The BBC began with Ulysses:

It little profits that an idle king,
By this still hearth, among these barren crags,
Match'd with an aged wife, I mete and dole
Unequal laws unto a savage race,
That hoard, and sleep, and feed, and know not me.

I cannot rest from travel: I will drink
Life to the lees: all times I have enjoyed
Greatly, have suffered greatly, both with those
That loved me, and alone; on shore, and when
Through scudding drifts the rainy Hyades
Vexed the dim sea: I am become a name;
For always roaming with a hungry heart
Much have I seen and known; cities of men
And manners, climates, councils, governments,
Myself not least, but honoured of them all;
And drunk delight of battle with my peers;
Far on the ringing plains of windy Troy.
I am a part of all that I have met;
Yet all experience is an arch wherethrough
Gleams that untravelled world, whose margin fades
For ever and for ever when I move.
How dull it is to pause, to make an end,
To rust unburnished, not to shine in use!
As though to breathe were life. Life piled on life
Were all too little, and of one to me
Little remains: but every hour is saved
From that eternal silence, something more,
A bringer of new things; and vile it were
For some three suns to store and hoard myself,
And this grey spirit yearning in desire
To follow knowledge like a sinking star,
Beyond the utmost bound of human thought.
This is my son, mine own Telemachus,
To whom I leave the sceptre and the isle —
Well-loved of me, discerning to fulfil
This labour, by slow prudence to make mild
A rugged people, and through soft degrees
Subdue them to the useful and the good.
Most blameless is he, centred in the sphere
Of common duties, decent not to fail
In offices of tenderness, and pay
Meet adoration to my household gods,
When I am gone. He works his work, I mine.
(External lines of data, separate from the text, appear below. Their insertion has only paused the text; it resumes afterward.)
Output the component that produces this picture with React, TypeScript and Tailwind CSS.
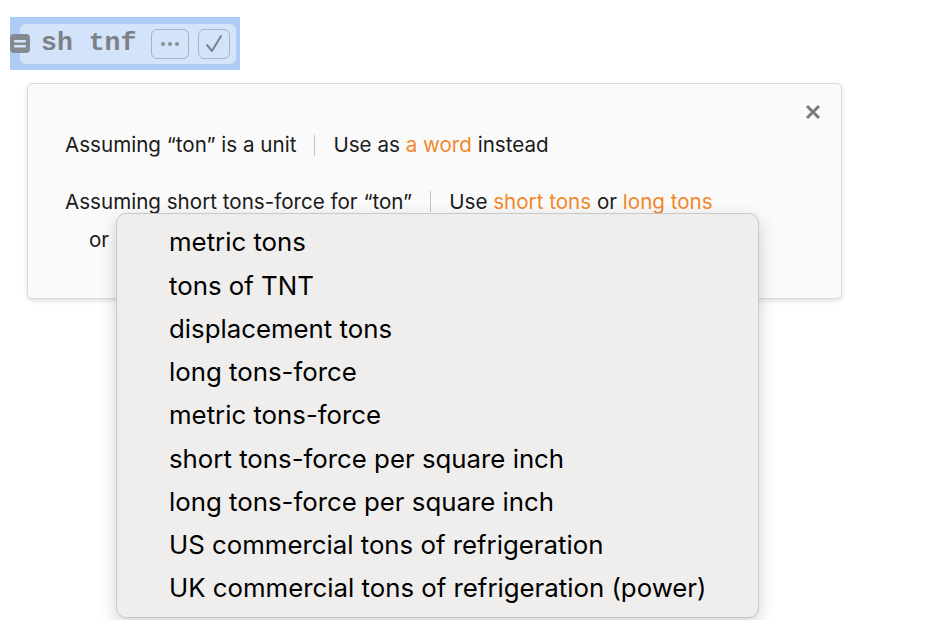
const menuItems = [
  "metric tons",
  "tons of TNT",
  "displacement tons",
  "long tons-force",
  "metric tons-force",
  "short tons-force per square inch",
  "long tons-force per square inch",
  "US commercial tons of refrigeration",
  "UK commercial tons of refrigeration (power)",
];

const Sep = () => <span className="mx-[18px] inline-block h-[21px] w-px bg-[#c4c4c4] align-middle" />;

export default function App() {
  return (
    <div className="relative h-[620px] w-[940px] overflow-hidden bg-white font-['Inter',sans-serif]">
      {/* input cell, selected */}
      <div className="relative ml-[10px] mt-[17px] flex h-[53px] w-[230px] items-center bg-[#aecdf6]">
        <div className="ml-[10px] flex h-[40px] w-[216px] items-center rounded-md bg-[#d3e3f9] pl-[21px] pr-[6px]">
          <span className="font-['Liberation_Mono',monospace] text-[26.5px] font-bold leading-none text-[#7d8086]">
            sh tnf
          </span>
          <div className="ml-auto flex items-center gap-[9px]">
            <div className="flex h-[30px] w-[38px] items-center justify-center gap-[3px] rounded-md border border-[#aab3bf]">
              <span className="h-[4px] w-[4px] rounded-full bg-[#8a9099]" />
              <span className="h-[4px] w-[4px] rounded-full bg-[#8a9099]" />
              <span className="h-[4px] w-[4px] rounded-full bg-[#8a9099]" />
            </div>
            <div className="flex h-[30px] w-[32px] items-center justify-center rounded-md border border-[#aab3bf]">
              <svg width="18" height="20" viewBox="0 0 18 20">
                <path d="M2 11 L7 17 L16 2" fill="none" stroke="#7c828b" strokeWidth="2" strokeLinecap="round" strokeLinejoin="round" />
              </svg>
            </div>
          </div>
        </div>
        <svg width="20" height="19" viewBox="0 0 20 19" className="absolute left-0 top-[17px]">
          <rect x="0" y="0" width="20" height="19" rx="4" fill="#858a91" />
          <rect x="4" y="6" width="12" height="2.5" rx="1" fill="#d3e3f9" />
          <rect x="4" y="11" width="12" height="2.5" rx="1" fill="#d3e3f9" />
        </svg>
      </div>

      {/* assumptions card */}
      <div className="relative ml-[27px] mt-[13px] h-[216px] w-[815px] rounded-[5px] border border-[#dadada] bg-[#fafafa] pl-[37px] pt-[47px] text-[20.6px] text-[#1b1b1b] shadow-[0_2px_5px_rgba(0,0,0,0.12)]">
        <button className="absolute right-[20px] top-[20px] text-[#7a7a7a]">
          <svg width="16" height="16" viewBox="0 0 16 16">
            <path d="M2 2 L14 14 M14 2 L2 14" stroke="#7a7a7a" strokeWidth="3" />
          </svg>
        </button>
        <div className="flex h-[28px] items-center">
          <span>Assuming “ton” is a unit</span>
          <Sep />
          <span>
            Use as <span className="text-[#f2882a]">a word</span> instead
          </span>
        </div>
        <div className="mt-[28px] leading-[39px]">
          <div className="flex h-[28px] items-center">
            <span>Assuming short tons-force for “ton”</span>
            <Sep />
            <span>
              Use <span className="text-[#f2882a]">short tons</span> or{" "}
              <span className="text-[#f2882a]">long tons</span>
            </span>
          </div>
          <div className="mt-[5px] pl-[24px]">or</div>
        </div>
      </div>

      {/* popup menu */}
      <div className="absolute left-[116px] top-[213px] w-[643px] rounded-[10px] border border-[#c9c8c6] bg-[#efeeec] pb-[7px] pt-[7px] shadow-[0_6px_18px_rgba(0,0,0,0.18)]">
        {menuItems.map((item) => (
          <div key={item} className="flex h-[43.25px] items-center pl-[52px] text-[25.8px] text-black">
            {item}
          </div>
        ))}
      </div>
    </div>
  );
}
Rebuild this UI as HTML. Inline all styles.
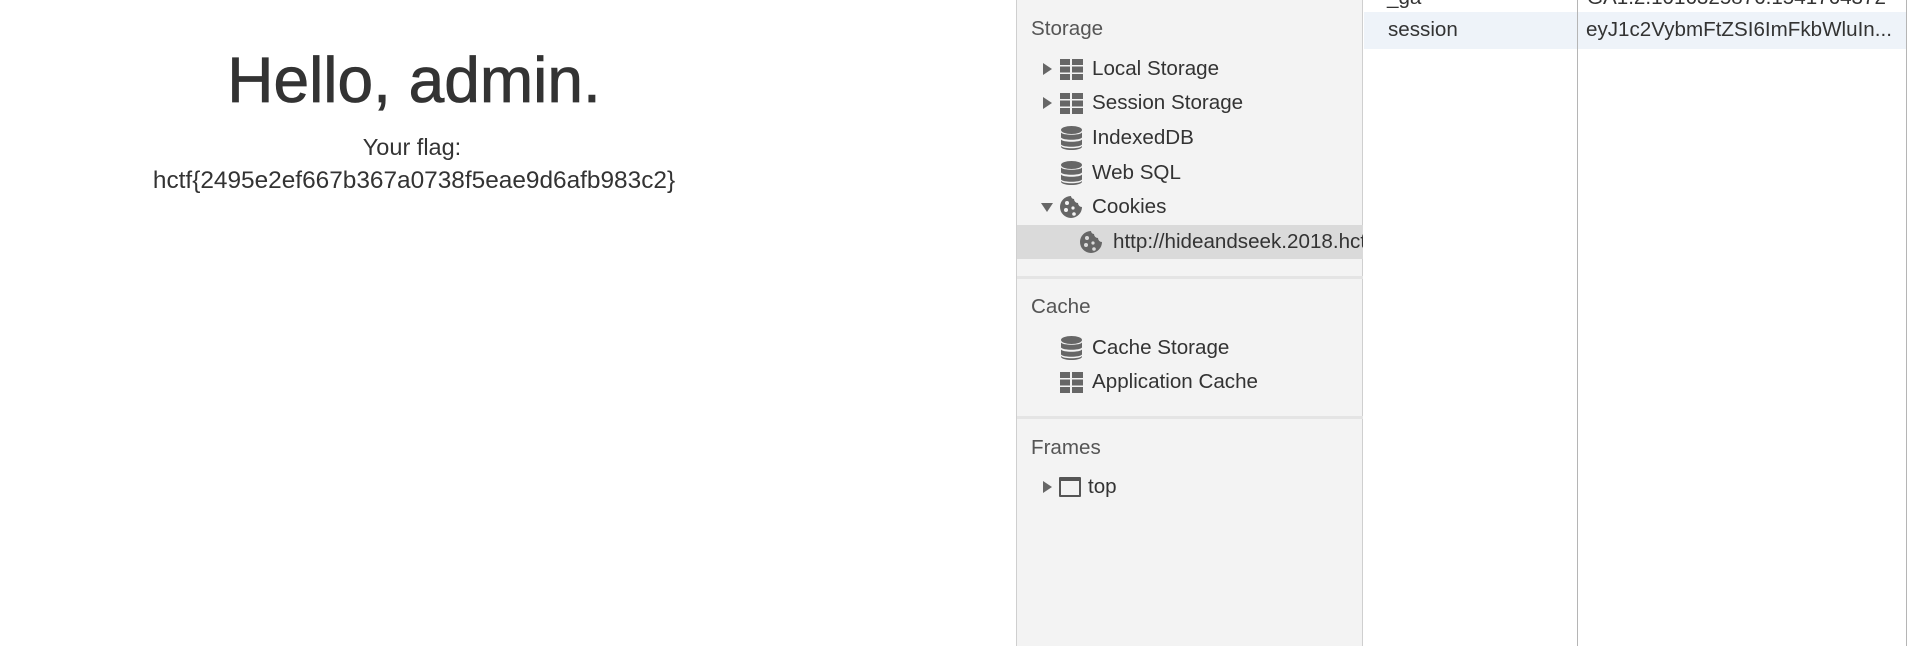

There lies the port; the vessel puffs her sail:
There gloom the dark broad seas. My mariners,
Souls that have toil'd, and wrought, and thought with me —
That ever with a frolic welcome took
The thunder and the sunshine, and opposed
Free hearts, free foreheads — you and I are old;
Old age hath yet his honour and his toil;
Death closes all: but something ere the end,
Some work of noble note, may yet be done,
Not unbecoming men that strove with Gods.
The lights begin to twinkle from the rocks:
The long day wanes: the slow moon climbs: the deep
Moans round with many voices. Come, my friends,
'Tis not too late to seek a newer world.
Push off, and sitting well in order smite
The sounding furrows; for my purpose holds
To sail beyond the sunset, and the baths
Of all the western stars, until I die.
It may be that the gulfs will wash us down:
It may be we shall touch the Happy Isles,
And see the great Achilles, whom we knew
Tho' much is taken, much abides; and though
We are not now that strength which in old days
Moved earth and heaven; that which we are, we are;
One equal temper of heroic hearts,
Made weak by time and fate, but strong in will
To strive, to seek, to find, and not to yield

(Tennyson's "Ulysses" first appeared in Morte D'Arthur, and Other Idyls. By Alfred Tennyson. London: Edward Moxon, Dover Street, MDCCCXLII. pp. 67. This, however, was a trial book, printed but not published. The first publication of the poem occurred in Poems by Alfred Tennyson. In Two Volumes. London: Edward Moxon, Dover Street. MDCCCXLII. pp. vii, 233; vii, 231. ))

Fantastic.

But I need to take a step back.

Quite precisely Tennyson is not my sort of poet. There is a subtle music, but no story and few linguistic fireworks. Or perhaps the pyrotechnics are purposefully muted. 'My' other poets are Chaucer, Donne, Wyatt, Hopkins, Chaucer, Eliot, Larkin, Marvell, Browning (despite Wilde's perfect insult), Herbert, Herrick, the Mersey Poets, Wendy Cope, and Chaucer. Tennyson, I think, stands out as different from these.

We remember him as baggy, not compressed, and often, understandably, maudlin ('the woods decay...'). He writes under heavy Victorian drapes.

The interesting comparison is perhaps Browning, who is sometimes frankly bizarre. He's very different, and yet also generates those quotable nineteenth century lines. But it's Tennyson who is carved into the floor of the Great Court in the British Museum.

Oh, I agree it would be easy to demonstrate in an essay how every poet I list above is very similar to Tennyson. Something about epic sensibility or semantic confluences. But that isn't the point. Tennyson feels different.

So, anyway, the BBC lead on Ulysses. And it was for me absolutely smashing. I remembered it and felt reinvigorated.

So I felt I ought to include a favourite I discovered much later:

JUNE BRACKEN AND HEATHER

To—

There on the top of the down,
The wild heather round me and over me June’s high blue,
When I look’d at the bracken so bright and the heather so brown,
I thought to myself I would offer this book to you,
This, and my love together,
To you that are seventy-seven,
With a faith as clear as the heights of the June-blue heaven,
And a fancy as summer-new
As the green of the bracken amid the gloom of the heather.

But of course, this isn't really like Tennyson, is it?

So may be it doesn't count, or maybe he wrote across a far wider range than we now remember.